Little Lord Fauntleroy
“A book in which the main character is a boy who wears velvet suits, long blond curls, and call his mother ‘Dearest’? Right! That’s going to be on my list of things to read. Yet Little Lord Fauntleroy, sausage curls and all, was the Harry Potter of his time and Frances Hodgson Burnett was as celebrated for creating him as J.K. Rowlng is for Potter. Go figure.
“Little Lord Fauntleroy first appeared as stories in St. Nicholas magazine and readers waited eagerly for each installment. When the book was published, it was an instant best-seller, making Burnett more than $100,000. It later became a play that made even more money than the book. And, like Harry Potter, there was merchandising …” ~ Polly Horvath’s foreword to Little Lord Fauntleroy (Aladdin Classics), 2004.

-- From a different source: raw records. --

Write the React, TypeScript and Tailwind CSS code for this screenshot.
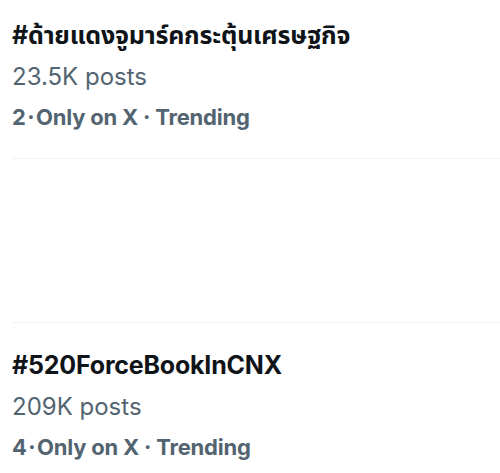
export default function App() {
  const font = { fontFamily: 'Inter, "Noto Sans", "Noto Sans Thai", sans-serif' };
  return (
    <div className="w-[500px] h-[473px] bg-white overflow-hidden" style={font}>
      <div className="ml-3 pt-[14px] pb-[21px] border-b border-[#eff3f4]">
        <div className="h-[43px] leading-[43px] text-[25px] font-bold text-[#0f1419] tracking-[-0.2px] whitespace-nowrap">#ด้ายแดงจูมาร์คกระตุ้นเศรษฐกิจ</div>
        <div className="h-[41px] leading-[40px] text-[24px] text-[#536471]">23.5K posts</div>
        <div className="h-[39px] leading-[39px] text-[22px] font-bold text-[#536471] tracking-[-0.2px]">2{"\u200A·\u200A"}Only on X · Trending</div>
      </div>
      <div className="ml-3 h-[164px] border-b border-[#eff3f4]" />
      <div className="ml-3 pt-[21px]">
        <div className="h-[43px] leading-[43px] text-[25px] font-bold text-[#0f1419] tracking-[-0.2px]">#520ForceBookInCNX</div>
        <div className="h-[41px] leading-[40px] text-[24px] text-[#536471]">209K posts</div>
        <div className="h-[39px] leading-[39px] text-[22px] font-bold text-[#536471] tracking-[-0.2px]">4{"\u200A·\u200A"}Only on X · Trending</div>
      </div>
    </div>
  );
}
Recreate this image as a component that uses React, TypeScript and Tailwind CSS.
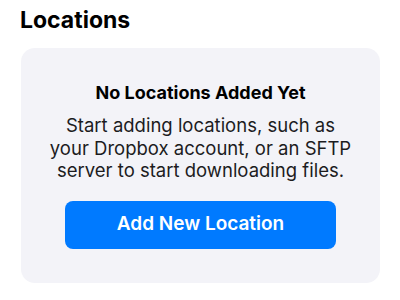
export default function App() {
  return (
    <div
      className="w-[400px] h-[300px] bg-white overflow-hidden"
      style={{ fontFamily: 'Inter, "Noto Sans", sans-serif' }}
    >
      <h1 className="pl-5 pt-[6px] text-[23px] leading-[28px] font-bold text-black">
        Locations
      </h1>

      {/* Empty state card */}
      <div className="mt-[14px] ml-[21px] w-[359px] rounded-[14px] bg-[#f3f3f8] pt-[34px] pb-[34px] flex flex-col items-center text-center">
        <div className="text-[18px] leading-[22px] font-bold text-black">
          No Locations Added Yet
        </div>
        <p className="mt-[10px] text-[18.5px] leading-[22.5px] text-[#1c1c1e] whitespace-nowrap">
          Start adding locations, such as
          <br />
          your Dropbox account, or an SFTP
          <br />
          server to start downloading files.
        </p>
        <button
          type="button"
          className="mt-[19px] w-[271px] h-[48px] rounded-[8px] bg-[#007aff] text-white text-[19px] font-semibold"
        >
          Add New Location
        </button>
      </div>
    </div>
  )
}
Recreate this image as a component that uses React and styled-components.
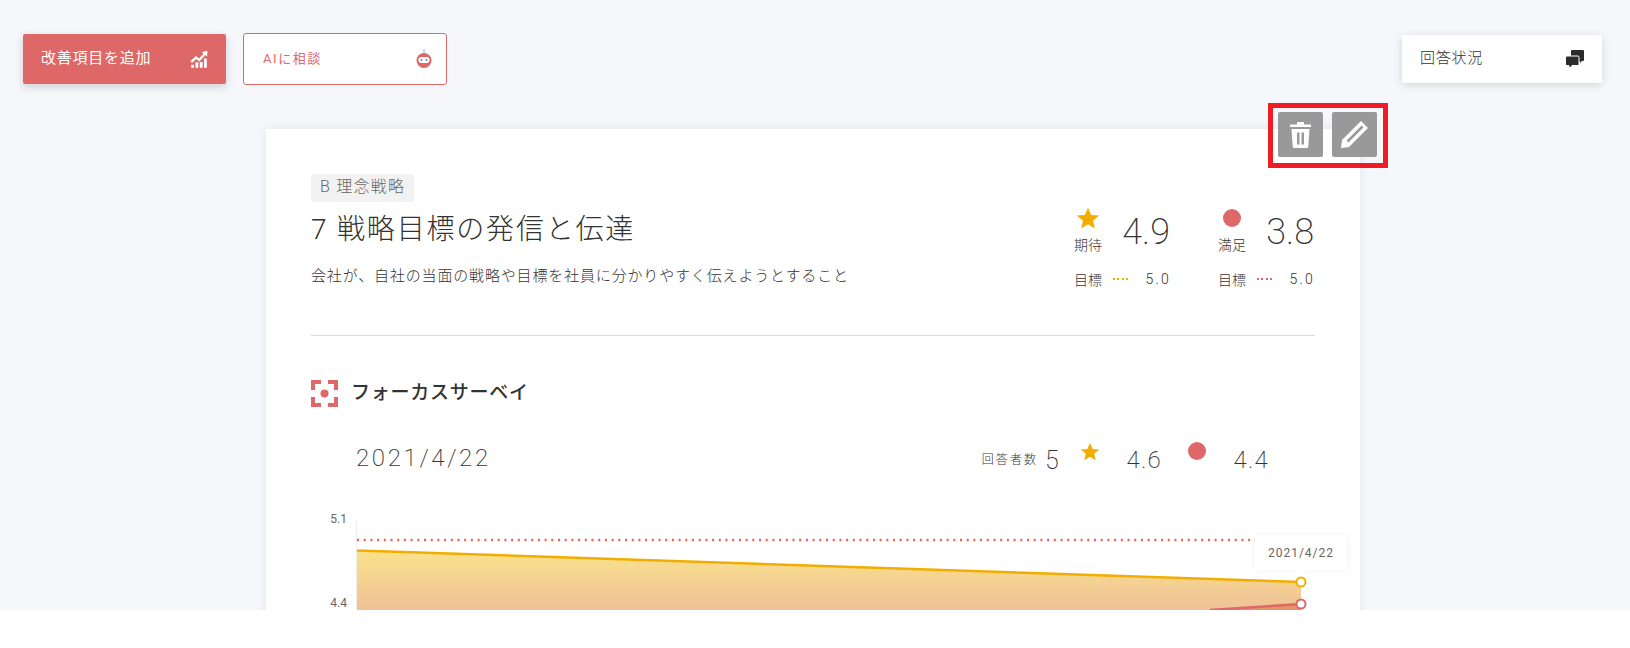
import styled, { createGlobalStyle } from 'styled-components';

const colors = {
  page: '#f6f7fb',
  coral: '#de6868',
  amber: '#f2ad00',
  ink: '#333333',
  grey: '#999999',
};

const GlobalStyle = createGlobalStyle`
  html, body {
    margin: 0;
    background: #fff;
  }
  * {
    box-sizing: border-box;
  }
  body {
    font-family: 'Roboto', 'Noto Sans CJK JP', sans-serif;
    color: ${colors.ink};
  }
`;

const Page = styled.div`
  position: relative;
  height: 610px;
  padding-top: 33px;
  overflow: hidden;
  background: ${colors.page};
`;

const Toolbar = styled.div`
  display: flex;
  align-items: center;
  height: 52px;
  padding: 0 28px 0 23px;
`;

const ButtonText = styled.span`
  margin-bottom: ${(p) => p.$lift}px;
`;

const AddButton = styled.div`
  display: flex;
  align-items: center;
  justify-content: space-between;
  width: 203px;
  height: 50px;
  padding: 0 18px;
  background: ${colors.coral};
  border-radius: 2px;
  box-shadow: 0 3px 8px rgba(0, 0, 0, 0.16);
  color: #fff;
  font-size: 15px;
  letter-spacing: 0.05em;
`;

const AiButton = styled.div`
  display: flex;
  align-items: center;
  justify-content: space-between;
  width: 204px;
  height: 52px;
  margin-left: 17px;
  padding: 0 14px 0 19px;
  background: #fff;
  border: 1px solid ${colors.coral};
  border-radius: 3px;
  color: ${colors.coral};
  font-size: 13px;
  letter-spacing: 0.12em;
`;

const StatusButton = styled.div`
  display: flex;
  align-items: center;
  justify-content: space-between;
  width: 200px;
  height: 48px;
  margin-left: auto;
  padding: 0 18px;
  background: #fff;
  border-radius: 2px;
  box-shadow: 0 2px 8px rgba(0, 0, 0, 0.14);
  font-size: 15px;
  font-weight: 300;
  letter-spacing: 0.05em;
`;

const Card = styled.main`
  width: 1094px;
  min-height: 700px;
  margin: 44px 0 0 266px;
  padding: 45px;
  background: #fff;
  box-shadow: 0 0 10px rgba(0, 0, 0, 0.08);
`;

const CardActions = styled.div`
  position: absolute;
  left: 1268px;
  top: 103px;
  display: flex;
  gap: 9px;
  width: 120px;
  height: 65px;
  padding: 4px 5px;
  border: 5px solid #ee1c25;
`;

const ActionButton = styled.div`
  display: flex;
  align-items: center;
  justify-content: center;
  width: 45px;
  height: 45px;
  background: ${colors.grey};
  border-radius: 2px;
`;

const Header = styled.header`
  display: flex;
  justify-content: space-between;
  padding-bottom: 46px;
  border-bottom: 1px solid #dcdcdc;
`;

const Tag = styled.span`
  display: inline-flex;
  align-items: center;
  height: 28px;
  padding: 0 9px 6px;
  background: #f2f2f2;
  border-radius: 2px;
  color: #666;
  font-size: 16px;
  font-weight: 300;
  letter-spacing: 0.08em;
`;

const Title = styled.h1`
  margin: 8px 0 0;
  font-size: 28px;
  font-weight: 300;
  line-height: 40px;
  letter-spacing: 0.065em;
`;

const Description = styled.p`
  margin: 14px 0 0;
  font-size: 15px;
  font-weight: 300;
  line-height: 24px;
  letter-spacing: 0.056em;
`;

const Metrics = styled.div`
  display: flex;
  gap: 49px;
  margin: 31px 2px 0 0;
`;

const Metric = styled.div`
  width: 95px;
`;

const MetricTop = styled.div`
  display: flex;
  align-items: center;
  justify-content: space-between;
  height: 50px;
`;

const MetricLabel = styled.div`
  display: flex;
  flex-direction: column;
  align-items: center;
  width: 28px;
  font-size: 14px;
  font-weight: 300;
  line-height: 18px;
  white-space: nowrap;
`;

const IconSlot = styled.div`
  display: flex;
  align-items: center;
  justify-content: center;
  height: 24px;
  margin-bottom: 6px;
`;

const Dot = styled.span`
  display: block;
  width: ${(p) => p.$size}px;
  height: ${(p) => p.$size}px;
  border-radius: 50%;
  background: ${colors.coral};
`;

const MetricValue = styled.span`
  position: relative;
  top: 2px;
  margin-right: -1px;
  font-size: 36px;
  font-weight: 200;
  line-height: 1;
`;

const TargetRow = styled.div`
  display: flex;
  align-items: center;
  height: 20px;
  margin-top: 14px;
  font-size: 14px;
  font-weight: 300;
`;

const TargetDots = styled.span`
  width: 16px;
  height: 2px;
  margin-left: 11px;
  background: repeating-linear-gradient(90deg, ${(p) => p.$color} 0 2px, transparent 2px 4.4px);
`;

const TargetValue = styled.span`
  margin: 0 -2px 0 auto;
  letter-spacing: 0.16em;
`;

const SectionTitle = styled.div`
  display: flex;
  align-items: center;
  gap: 13px;
  height: 27px;
  margin-top: 44px;
  font-size: 19px;
  font-weight: 500;
  letter-spacing: 0.04em;
`;

const SectionLabel = styled.span`
  margin-bottom: 6px;
`;

const SurveyRow = styled.div`
  display: flex;
  align-items: center;
  height: 36px;
  margin-top: 33px;
  padding: 0 46px 0 45px;
`;

const SurveyDate = styled.span`
  margin-right: auto;
  font-size: 24px;
  font-weight: 200;
  letter-spacing: 0.11em;
`;

const SurveyLabel = styled.span`
  font-size: 12px;
  font-weight: 300;
  letter-spacing: 0.17em;
`;

const SurveyCount = styled.span`
  position: relative;
  top: 2px;
  width: 35px;
  margin-left: 7px;
  font-size: 25px;
  font-weight: 200;
`;

const SurveyIcon = styled.span`
  position: relative;
  top: -7px;
  display: flex;
  justify-content: center;
  width: 20px;
  margin-left: ${(p) => p.$gap || 0}px;
`;

const SurveyValue = styled.span`
  position: relative;
  top: 2px;
  width: 62px;
  font-size: 24px;
  font-weight: 200;
  letter-spacing: 0.05em;
  text-align: right;
`;

const ChartWrap = styled.div`
  position: relative;
  width: 1040px;
  height: 100px;
  margin: 34px 0 0 9px;
`;

const ChartTooltip = styled.div`
  position: absolute;
  left: 935px;
  top: 25px;
  display: flex;
  align-items: center;
  justify-content: center;
  width: 92px;
  height: 35px;
  background: #fff;
  border-radius: 2px;
  box-shadow: 0 0 6px rgba(0, 0, 0, 0.07);
  color: #666;
  font-size: 12px;
  letter-spacing: 0.08em;

  &::after {
    content: '';
    position: absolute;
    left: 41px;
    bottom: -5px;
    border-left: 5px solid transparent;
    border-right: 5px solid transparent;
    border-top: 5px solid #fff;
  }
`;

const Star = ({ size }) => (
  <svg width={size} height={size} viewBox="0 0 24 24">
    <path
      fill={colors.amber}
      d="M12 1.500l3.100 7.400 8 .6-6.100 5.200 1.900 7.800L12 18.300 5.100 22.500 7 14.700.9 9.500l8-.6z"
    />
  </svg>
);

const GrowthIcon = () => (
  <svg width="18" height="18" viewBox="0 0 18 18" fill="#fff">
    <path d="M0.500 11L6 6l3 2.500L13.500 3.700l-1.700-1.500L17.500 .8 17 6.500l-1.600-1.400-6.200 6.500-3-2.600L2 13z" />
    <rect x="1.200" y="14.800" width="2.800" height="3" />
    <rect x="5.500" y="12.300" width="2.800" height="5.500" />
    <rect x="9.800" y="12" width="2.800" height="5.800" />
    <rect x="14" y="8.500" width="2.800" height="9.300" />
  </svg>
);

const RobotIcon = () => (
  <svg width="16" height="20" viewBox="0 0 16 20">
    <rect x="7" y="0" width="2" height="4" fill="#c9d3de" />
    <circle cx="8" cy="11.500" r="7.500" fill={colors.coral} />
    <rect x="2.500" y="8" width="11" height="6" rx="3" fill="#fff" />
    <circle cx="5.500" cy="11" r="1" fill="#6d86a8" />
    <circle cx="10.500" cy="11" r="1" fill="#6d86a8" />
  </svg>
);

const ChatIcon = () => (
  <svg width="18" height="19" viewBox="0 0 18 19" fill="#2b2b2b">
    <path d="M5 1q0-1 1-1h11q1 0 1 1v9q0 1-1 1h-1.500l-.5 2L13 11H6q-1 0-1-1z" />
    <path
      stroke="#fff"
      strokeWidth="1"
      d="M-.5 7.500q0-1.500 1.500-1.500h11q1 0 1 1.500v7q0 1-1 1H6l-2.500 3.200-.7-3.200H1q-1.500 0-1.500-1z"
    />
  </svg>
);

const TrashIcon = () => (
  <svg width="21" height="26" viewBox="0 0 21 26" fill="#fff">
    <path d="M7 0h7v2.500h7V5H0V2.500h7z" />
    <path
      fillRule="evenodd"
      d="M1.500 7h18l-1.200 17.500q-.1 1.500-1.500 1.500H4.200q-1.400 0-1.500-1.500zM7 10.500v12h2.500v-12zm4.500 0v12H14v-12z"
    />
  </svg>
);

const PencilIcon = () => (
  <svg width="27" height="27" viewBox="0 0 27 27" fill="#fff">
    <path
      fillRule="evenodd"
      d="M20 0l7 7L8 26l-8 1 1-8zM20.600 4.600L5.600 19.600l1.800 1.800 15-15z"
    />
  </svg>
);

const FocusIcon = () => (
  <svg width="27" height="27" viewBox="0 0 27 27" fill={colors.coral}>
    <path d="M0 0h10v4H4v6H0zM17 0h10v10h-4V4h-6zM0 17h4v6h6v4H0zM23 17h4v10H17v-4h6z" />
    <circle cx="13.500" cy="13.500" r="4" />
  </svg>
);

const SurveyChart = () => (
  <svg width="1040" height="100" viewBox="0 0 1040 100">
    <defs>
      <linearGradient id="amberFill" x1="0" y1="0" x2="0" y2="1">
        <stop offset="0" stopColor="#fae28c" />
        <stop offset="1" stopColor="#efc197" />
      </linearGradient>
    </defs>
    <text x="27" y="13" textAnchor="end" fontSize="12" fill="#666" fontFamily="Roboto">5.1</text>
    <text x="27" y="97" textAnchor="end" fontSize="12" fill="#666" fontFamily="Roboto">4.4</text>
    <line x1="36.500" y1="9" x2="36.500" y2="100" stroke="#eeeeee" />
    <polygon points="37,40.500 981,72 981,100 37,100" fill="url(#amberFill)" />
    <polygon points="890,100 981,94 981,100" fill="#e2966a" />
    <line x1="37" y1="30" x2="940" y2="30" stroke="#e8674f" strokeWidth="2.500" strokeDasharray="2 4.700" />
    <line x1="37" y1="40.500" x2="981" y2="72" stroke={colors.amber} strokeWidth="2.500" />
    <line x1="890" y1="100" x2="981" y2="94" stroke={colors.coral} strokeWidth="2.500" />
    <circle cx="981" cy="72" r="4.500" fill="#fff" stroke={colors.amber} strokeWidth="2" />
    <circle cx="981" cy="94" r="4.500" fill="#fff" stroke={colors.coral} strokeWidth="2" />
  </svg>
);

const metricData = [
  { label: '期待', value: '4.9', icon: <Star size={24} />, color: colors.amber },
  { label: '満足', value: '3.8', icon: <Dot $size={18} />, color: colors.coral },
];

const App = () => {
  return (
    <Page>
      <GlobalStyle />
      <Toolbar>
        <AddButton>
          <ButtonText $lift={6}>改善項目を追加</ButtonText>
          <GrowthIcon />
        </AddButton>
        <AiButton>
          <ButtonText $lift={4}>AIに相談</ButtonText>
          <RobotIcon />
        </AiButton>
        <StatusButton>
          <ButtonText $lift={6}>回答状況</ButtonText>
          <ChatIcon />
        </StatusButton>
      </Toolbar>

      <CardActions>
        <ActionButton>
          <TrashIcon />
        </ActionButton>
        <ActionButton>
          <PencilIcon />
        </ActionButton>
      </CardActions>

      <Card>
        <Header>
          <div>
            <Tag>B 理念戦略</Tag>
            <Title>7 戦略目標の発信と伝達</Title>
            <Description>会社が、自社の当面の戦略や目標を社員に分かりやすく伝えようとすること</Description>
          </div>
          <Metrics>
            {metricData.map((m) => (
              <Metric key={m.label}>
                <MetricTop>
                  <MetricLabel>
                    <IconSlot>{m.icon}</IconSlot>
                    {m.label}
                  </MetricLabel>
                  <MetricValue>{m.value}</MetricValue>
                </MetricTop>
                <TargetRow>
                  目標
                  <TargetDots $color={m.color} />
                  <TargetValue>5.0</TargetValue>
                </TargetRow>
              </Metric>
            ))}
          </Metrics>
        </Header>

        <SectionTitle>
          <FocusIcon />
          <SectionLabel>フォーカスサーベイ</SectionLabel>
        </SectionTitle>

        <SurveyRow>
          <SurveyDate>2021/4/22</SurveyDate>
          <SurveyLabel>回答者数</SurveyLabel>
          <SurveyCount>5</SurveyCount>
          <SurveyIcon>
            <Star size={25} />
          </SurveyIcon>
          <SurveyValue>4.6</SurveyValue>
          <SurveyIcon $gap={25}>
            <Dot $size={18} />
          </SurveyIcon>
          <SurveyValue>4.4</SurveyValue>
        </SurveyRow>

        <ChartWrap>
          <SurveyChart />
          <ChartTooltip>2021/4/22</ChartTooltip>
        </ChartWrap>
      </Card>
    </Page>
  );
};

export default App;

Frances Hodgson Burnett (Frances Eliza Hodgson), was born in Manchester, England, on November 24, 1849. Upon the death of her father when she was four, her family fell into deep poverty and eventually migrated to Knoxville, Tennessee in 1865 when Frances was 16. To help contribute to the family’s finances, she began writing short pieces for publication.
She became quite successful and published a number of novels, several of which are still popular to this day. She is best remembered for ‘“The Secret Garden”, “A Little Princess” and “Little Lord Fauntleroy.”
Frances lived to see several of her novels made into silent films. She died in 1924, the same year that actor Freddie Bartholomew was born. Freddie starred in the first ‘talkie’ version of Little Lord Fauntleroy (1936).